## Given request
Look through the listing for the word "styled". Copy each line that has it.

## Dataset extract
▬▬▬▬▬▬

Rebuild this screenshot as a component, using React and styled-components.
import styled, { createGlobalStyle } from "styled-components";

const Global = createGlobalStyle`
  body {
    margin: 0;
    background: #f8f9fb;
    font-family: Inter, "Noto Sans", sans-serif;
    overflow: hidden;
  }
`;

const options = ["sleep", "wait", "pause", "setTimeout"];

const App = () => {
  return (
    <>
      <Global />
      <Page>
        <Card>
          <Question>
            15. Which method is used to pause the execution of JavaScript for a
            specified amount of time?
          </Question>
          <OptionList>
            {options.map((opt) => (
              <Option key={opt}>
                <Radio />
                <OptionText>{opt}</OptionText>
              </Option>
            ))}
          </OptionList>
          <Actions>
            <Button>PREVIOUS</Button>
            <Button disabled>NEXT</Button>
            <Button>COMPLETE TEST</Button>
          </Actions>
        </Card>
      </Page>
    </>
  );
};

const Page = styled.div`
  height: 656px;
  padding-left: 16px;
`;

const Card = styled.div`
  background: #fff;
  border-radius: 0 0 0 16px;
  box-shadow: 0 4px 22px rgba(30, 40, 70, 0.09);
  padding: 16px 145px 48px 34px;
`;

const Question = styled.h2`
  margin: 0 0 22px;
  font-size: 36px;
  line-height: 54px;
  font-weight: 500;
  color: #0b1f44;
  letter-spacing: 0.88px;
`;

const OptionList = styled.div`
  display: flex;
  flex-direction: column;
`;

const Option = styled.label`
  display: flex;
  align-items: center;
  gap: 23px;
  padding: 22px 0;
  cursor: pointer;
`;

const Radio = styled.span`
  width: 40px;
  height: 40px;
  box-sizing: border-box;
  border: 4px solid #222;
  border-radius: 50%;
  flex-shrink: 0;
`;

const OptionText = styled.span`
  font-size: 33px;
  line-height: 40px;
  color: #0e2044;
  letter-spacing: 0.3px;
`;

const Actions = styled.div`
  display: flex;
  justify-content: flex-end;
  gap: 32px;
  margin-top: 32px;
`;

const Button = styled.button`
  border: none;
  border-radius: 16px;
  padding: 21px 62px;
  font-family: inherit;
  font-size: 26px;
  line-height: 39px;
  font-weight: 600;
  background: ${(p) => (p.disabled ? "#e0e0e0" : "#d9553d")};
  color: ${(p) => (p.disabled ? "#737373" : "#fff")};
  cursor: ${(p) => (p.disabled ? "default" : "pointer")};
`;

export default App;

▬▬▬▬▬▬

## Result
Rebuild this screenshot as a component, using React and styled-components.
import styled, { createGlobalStyle } from "styled-components";
const Page = styled.div`
const Card = styled.div`
const Question = styled.h2`
const OptionList = styled.div`
const Option = styled.label`
const Radio = styled.span`
const OptionText = styled.span`
const Actions = styled.div`
const Button = styled.button`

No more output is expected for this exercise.